What you will do >>
Show all lines that include the string "React"; copy each one.

Start of Source excerpt

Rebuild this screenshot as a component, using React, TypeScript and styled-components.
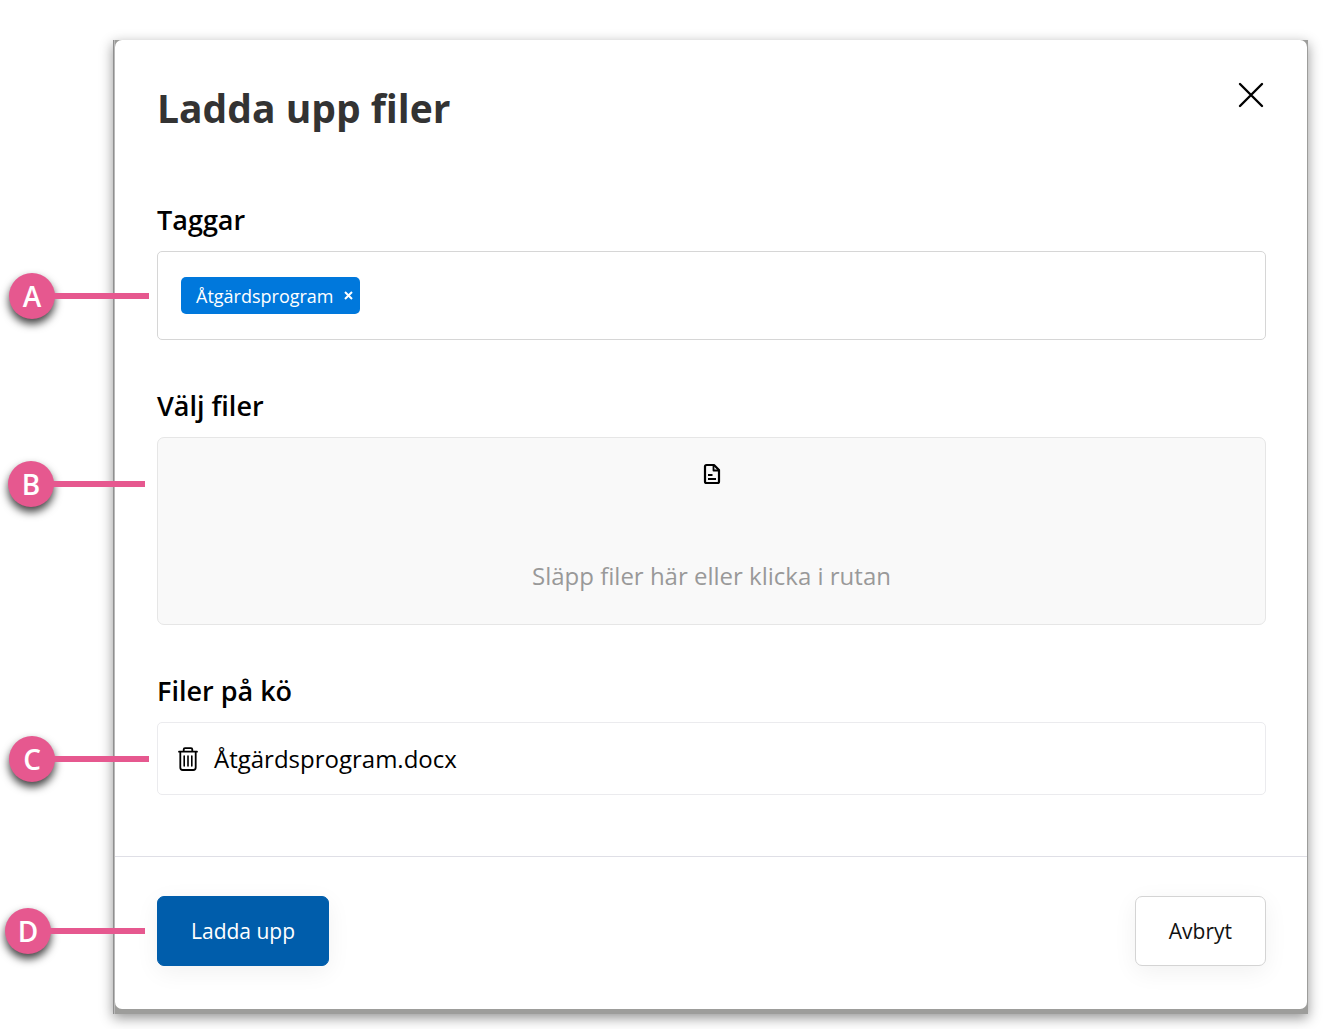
import React, { useState } from "react";
import styled, { createGlobalStyle } from "styled-components";

const GlobalStyle = createGlobalStyle`
  *, *::before, *::after { box-sizing: border-box; }
  body {
    margin: 0;
    background: #fff;
    color: #000;
    font-family: "Open Sans", "Noto Sans", sans-serif;
  }
`;

const Page = styled.div`
  padding: 40px 16px 15px 113px;
`;

const Backdrop = styled.div`
  padding: 0 1px 5px 2px;
  background: linear-gradient(90deg, #8f8f8f 1px, #b9b9b9 1px 2px, #9d9d9b 2px);
  box-shadow: 0 4px 12px rgba(0, 0, 0, 0.42);
`;

const Dialog = styled.section`
  background: #fff;
  border-radius: 7px;
`;

const Header = styled.header`
  display: flex;
  justify-content: space-between;
  align-items: flex-start;
  padding: 40px 41px 0 42px;
`;

const Title = styled.h1`
  margin: 0;
  color: #333;
  font-size: 39px;
  font-weight: 700;
  line-height: 56px;
`;

const IconButton = styled.button`
  display: flex;
  padding: 0;
  border: 0;
  background: none;
  color: #000;
  cursor: pointer;
`;

const CloseButton = styled(IconButton)`
  padding: 2px;
`;

const Body = styled.div`
  display: flex;
  flex-direction: column;
  gap: 49px;
  padding: 67px 41px 61px 42px;
`;

const Field = styled.div`
  display: flex;
  flex-direction: column;
  gap: 14px;
`;

const labelText = `
  margin: 0;
  font-size: 27px;
  font-weight: 600;
  line-height: 34px;
`;

const Label = styled.label`
  ${labelText}
`;

const SubHeading = styled.h2`
  ${labelText}
`;

const Anchor = styled.div`
  position: relative;
`;

const TagBox = styled.div`
  display: flex;
  align-items: center;
  gap: 12px;
  height: 89px;
  padding: 0 23px;
  border: 1px solid #d6d6d6;
  border-radius: 5px;
`;

const Tag = styled.span`
  display: flex;
  align-items: center;
  gap: 10px;
  height: 37px;
  padding: 0 7px 0 15px;
  border-radius: 5px;
  background: #0078dc;
  color: #fff;
  font-size: 18px;
  line-height: 26px;
`;

const TagRemove = styled(IconButton)`
  color: #fff;
`;

const TagInput = styled.input`
  flex: 1;
  min-width: 0;
  border: 0;
  outline: 0;
  background: none;
  font: inherit;
  font-size: 18px;
`;

const DropZone = styled.label`
  display: flex;
  flex-direction: column;
  align-items: center;
  justify-content: space-between;
  height: 188px;
  padding: 25px 24px 31px;
  border: 1px solid #e6e6e6;
  border-radius: 7px;
  background: #f9f9f9;
  color: #999;
  font-size: 24px;
  line-height: 34px;
  cursor: pointer;
`;

const FileInput = styled.input`
  position: absolute;
  width: 1px;
  height: 1px;
  opacity: 0;
`;

const Queue = styled.ul`
  margin: 0;
  padding: 0;
  list-style: none;
  border: 1px solid #ebebee;
  border-radius: 5px;
`;

const QueueItem = styled.li`
  display: flex;
  align-items: center;
  gap: 16px;
  height: 71px;
  padding: 0 20px;
  font-size: 24px;
  line-height: 34px;
`;

const Footer = styled.footer`
  display: flex;
  justify-content: space-between;
  padding: 39px 41px 43px 42px;
  border-top: 1px solid #dfdfe6;
`;

const Button = styled.button<{ $primary?: boolean }>`
  height: 70px;
  padding: 0 33px;
  border: 1px solid ${(p) => (p.$primary ? "#005dab" : "#d4d4d4")};
  border-radius: 7px;
  background: ${(p) => (p.$primary ? "#005dab" : "#fff")};
  color: ${(p) => (p.$primary ? "#fff" : "#111")};
  box-shadow: 0 6px 24px rgba(0, 0, 0, 0.06);
  font-family: inherit;
  font-size: 21px;
  cursor: pointer;
`;

const CalloutRoot = styled.div<{ $gap: number; $width: number }>`
  position: absolute;
  top: 0;
  bottom: 0;
  right: calc(100% + ${(p) => p.$gap}px);
  display: flex;
  align-items: center;
  width: ${(p) => p.$width}px;
`;

const Marker = styled.span`
  display: flex;
  align-items: center;
  justify-content: center;
  width: 46px;
  height: 46px;
  border-radius: 50%;
  background: #e6588f;
  box-shadow: 0 5px 8px rgba(0, 0, 0, 0.75);
  color: #fff;
  font-size: 28px;
  font-weight: 600;
  line-height: 44px;
`;

const Leader = styled.span`
  flex: 1;
  height: 6px;
  margin-left: -1px;
  background: #e6588f;
`;

/* The drop zone is tall, so its callout points at the upper half. */
const UpperHalf = styled.div`
  position: absolute;
  top: 0;
  left: 0;
  width: 100%;
  height: 50%;
`;

function Callout({ letter, gap, width = 140 }: { letter: string; gap: number; width?: number }) {
  return (
    <CalloutRoot $gap={gap} $width={width}>
      <Marker>{letter}</Marker>
      <Leader />
    </CalloutRoot>
  );
}

function CloseIcon() {
  return (
    <svg width="26" height="26" viewBox="0 0 26 26" fill="none" stroke="currentColor" strokeWidth="2.4" strokeLinecap="round">
      <path d="M2 2 24 24M24 2 2 24" />
    </svg>
  );
}

function FileIcon() {
  return (
    <svg width="18" height="22" viewBox="0 0 18 22" fill="none" stroke="#000" strokeWidth="2.2" strokeLinejoin="round">
      <path d="M3.5 2H11L16 7V18.5Q16 20 14.5 20H3.5Q2 20 2 18.5V3.5Q2 2 3.5 2Z" />
      <path d="M10.5 2V7.5H16" strokeWidth="1.8" />
      <path d="M5 12H9.5M5 16H13" strokeWidth="2" />
    </svg>
  );
}

function TrashIcon() {
  return (
    <svg width="20" height="24" viewBox="0 0 20 24" fill="none" stroke="currentColor" strokeWidth="1.8" strokeLinecap="round" strokeLinejoin="round">
      <path d="M1 4.7H19M5.7 4.5V2.5Q5.7 1.2 7 1.2H13Q14.3 1.2 14.3 2.5V4.5" />
      <path d="M2.3 5V20.5Q2.3 23 4.8 23H15.2Q17.7 23 17.7 20.5V5" />
      <path d="M6.2 9V19M10 9V19M13.8 9V19" strokeWidth="1.6" />
    </svg>
  );
}

function RemoveIcon() {
  return (
    <svg width="9" height="9" viewBox="0 0 9 9" fill="none" stroke="currentColor" strokeWidth="2">
      <path d="M1 1 8 8M8 1 1 8" />
    </svg>
  );
}

export default function App() {
  const [tags, setTags] = useState(["Åtgärdsprogram"]);
  const [files, setFiles] = useState(["Åtgärdsprogram.docx"]);

  return (
    <>
      <GlobalStyle />
      <Page>
        <Backdrop>
          <Dialog role="dialog" aria-labelledby="dialog-title">
            <Header>
              <Title id="dialog-title">Ladda upp filer</Title>
              <CloseButton type="button" aria-label="Stäng">
                <CloseIcon />
              </CloseButton>
            </Header>
            <Body>
              <Field>
                <Label htmlFor="tags">Taggar</Label>
                <Anchor>
                  <TagBox>
                    {tags.map((tag) => (
                      <Tag key={tag}>
                        {tag}
                        <TagRemove type="button" aria-label="Ta bort tagg" onClick={() => setTags(tags.filter((t) => t !== tag))}>
                          <RemoveIcon />
                        </TagRemove>
                      </Tag>
                    ))}
                    <TagInput id="tags" type="text" />
                  </TagBox>
                  <Callout letter="A" gap={8} />
                </Anchor>
              </Field>
              <Field>
                <Label htmlFor="files">Välj filer</Label>
                <Anchor>
                  <DropZone>
                    <FileIcon />
                    Släpp filer här eller klicka i rutan
                    <FileInput
                      id="files"
                      type="file"
                      multiple
                      onChange={(e) => setFiles([...files, ...Array.from(e.target.files ?? []).map((f) => f.name)])}
                    />
                  </DropZone>
                  <UpperHalf>
                    <Callout letter="B" gap={12} width={137} />
                  </UpperHalf>
                </Anchor>
              </Field>
              <Field>
                <SubHeading>Filer på kö</SubHeading>
                <Anchor>
                  <Queue>
                    {files.map((file) => (
                      <QueueItem key={file}>
                        <IconButton type="button" aria-label="Ta bort fil" onClick={() => setFiles(files.filter((f) => f !== file))}>
                          <TrashIcon />
                        </IconButton>
                        {file}
                      </QueueItem>
                    ))}
                  </Queue>
                  <Callout letter="C" gap={8} />
                </Anchor>
              </Field>
            </Body>
            <Footer>
              <Anchor>
                <Button type="button" $primary>Ladda upp</Button>
                <Callout letter="D" gap={12} />
              </Anchor>
              <Button type="button">Avbryt</Button>
            </Footer>
          </Dialog>
        </Backdrop>
      </Page>
    </>
  );
}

End of Source excerpt

Written response >>
Rebuild this screenshot as a component, using React, TypeScript and styled-components.
import React, { useState } from "react";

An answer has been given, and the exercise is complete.